Все представленные наблюдения, свидетельствуя о достаточном церковно-научном внимании к еврейскому библейскому тексту, вместе с тем констатируют неизменное убеждение в некоторой его условности, откуда открывался законный простор для равного применения греческой рецензии. Однако и в этом направлении не было у нас крайней утрировки, чтобы, по примеру Констатинопольской Церкви, всецело апробировать текстуальный тип LXX-ти. Правда, временами как будто носилась идея «канонизации» славянской Библии, но это была собственно лишь мимолетная мечта латинствующего обер-прокурора графа Н. А. Протасова (25 июля 1836 г. — † 16 января 1855 г.), «который, при благонамеренности, по действию воспитания (латинского) иногда под именем православия принимал мнения латинские, подал в Бозе почившему Государю Императору (Николаю I) мысль объявить славянский перевод Библии самодостоверным, подобно латинской Вульгате», утвердив для первой церковным авторитетом безызъятное — церковное и учебное, общественное и домашнее — употребление ее. При всем том и этот всевластный и деспотический чиновник не достиг ни малейшего успеха; напротив, «Святейший Синод, — по словам митрополита Московского Филарета, — по трудам исправления славянской Библии не провозгласил текста славянского исключительно самостоятельным и тем прозорливо преградил путь тем затруднениям и запутанностям, которые в сем случае были бы те же или еще большие, нежели какие в Римской церкви произошли от провозглашения самостоятельным текста Вульгаты» (см. у проф. И. А. Чистовича на с. 130). Поэтому не признаваемый аутентичным греческий перевод LXX-ти остается для русской церковно-богословской науки параллельным по тексту с еврейским и преобладающим по мессианскому освещению библейского содержания, наиболее обязательным здесь и по церковной традиции, и по рациональным соображениям.
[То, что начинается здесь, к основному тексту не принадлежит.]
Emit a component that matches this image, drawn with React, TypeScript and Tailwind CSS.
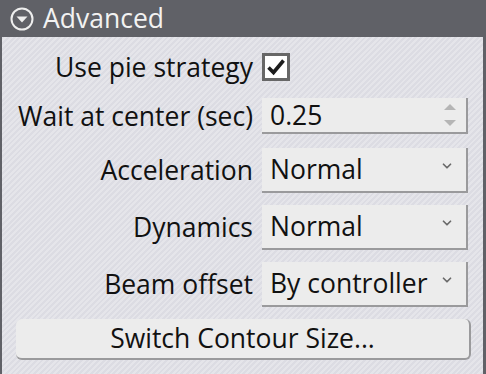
import { ChevronDown } from "lucide-react";

const stripes =
  "bg-[repeating-linear-gradient(135deg,#dcdce3_0px,#dcdce3_2px,#e5e5ea_2px,#e5e5ea_4px)]";

function Select({ value }: { value: string }) {
  return (
    <div className="flex h-[45px] w-[206px] items-center justify-between border-r-2 border-b-2 border-[#9a9a9c] bg-[#ececec] pl-2 pr-3">
      <span>{value}</span>
      <ChevronDown aria-hidden="true" size={14} strokeWidth={3} className="mb-2 text-[#6a6a6a]" />
    </div>
  );
}

function Label({ children }: { children: string }) {
  return <div className="text-right">{children}</div>;
}

export default function App() {
  return (
    <div className="h-[374px] w-[486px] bg-[#606167] font-['Open_Sans',sans-serif] text-[26.5px] text-[#111]">
      <div className="flex h-[37px] items-center gap-[9px] pl-[10px] text-[#f2f2f2]">
        <svg width="24" height="24" viewBox="0 0 24 24" aria-hidden="true">
          <circle cx="12" cy="12" r="10.5" fill="none" stroke="#eeeeee" strokeWidth="2" />
          <path d="M6.5 9.5h11L12 15.5z" fill="#eeeeee" />
        </svg>
        <span className="leading-none">Advanced</span>
      </div>
      <div className={`ml-[2px] mr-[3px] h-[337px] ${stripes} pt-[16px]`}>
        <div className="grid grid-cols-[251px_206px] items-center gap-x-[9px] leading-none">
          <Label>Use pie strategy</Label>
          <div className="flex h-[28px] w-[28px] items-center justify-center border-[3px] border-[#676767] bg-white">
            <svg width="20" height="18" viewBox="0 0 20 18" aria-hidden="true">
              <path d="M2.5 9.5l5 5L17.5 2.5" fill="none" stroke="#1c1c1c" strokeWidth="3.6" />
            </svg>
          </div>

          <div className="col-span-2 h-[17px]" />
          <Label>Wait at center (sec)</Label>
          <div className="flex h-[36px] w-[206px] items-center justify-between border-r-2 border-b-2 border-[#9a9a9c] bg-[#ececec] pl-2 pr-[10px]">
            <span>0.25</span>
            <div className="flex flex-col gap-[10px]">
              <svg width="12" height="6" viewBox="0 0 12 6" aria-hidden="true">
                <path d="M0 6L6 0l6 6z" fill="#b5b5b5" />
              </svg>
              <svg width="12" height="6" viewBox="0 0 12 6" aria-hidden="true">
                <path d="M0 0h12L6 6z" fill="#b5b5b5" />
              </svg>
            </div>
          </div>

          <div className="col-span-2 h-[14px]" />
          <Label>Acceleration</Label>
          <Select value="Normal" />

          <div className="col-span-2 h-[12px]" />
          <Label>Dynamics</Label>
          <Select value="Normal" />

          <div className="col-span-2 h-[12px]" />
          <Label>Beam offset</Label>
          <Select value="By controller" />
        </div>
        <div className="mt-[12px] ml-[14px] flex h-[41px] w-[455px] items-center justify-center rounded-[6px] border-r-2 border-b-2 border-[#9a9a9c] bg-[#ececec] leading-none">
          Switch Contour Size...
        </div>
      </div>
    </div>
  );
}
Этим питаются глубокие научные интересы по вопросам касательно греческой версии LXX-ти, а о результатах можно судить, например, по диссертации об этом предмете проф. И. Н. Корсунского. Нет и нельзя встретить ныне в России научного библейско-экзегетического сочинения, где бы не утилизировался систематически этот достопочтенный греческий текст. Но раз он, по меньшей мере, равноправен с еврейским, то наряду с последним должен быть и общедоступным для беспрепятственного пользования верующего народа. Под этим вдохновением предпринимались попытки русского перевода прямо с LXX-ти, например, епископом Порфирием (Успенским), из подобных работ которого имеется в печати лишь «Псалтирь» (СПб., 1906). В новое время этот великий научно-церковный подвиг подъят и энергически осуществлялся профессором Казанской Духовной Академии П. А. Юнгеровым, выпустившим книги всех пророков, неканонические, Притчей Соломоновых и Бытия.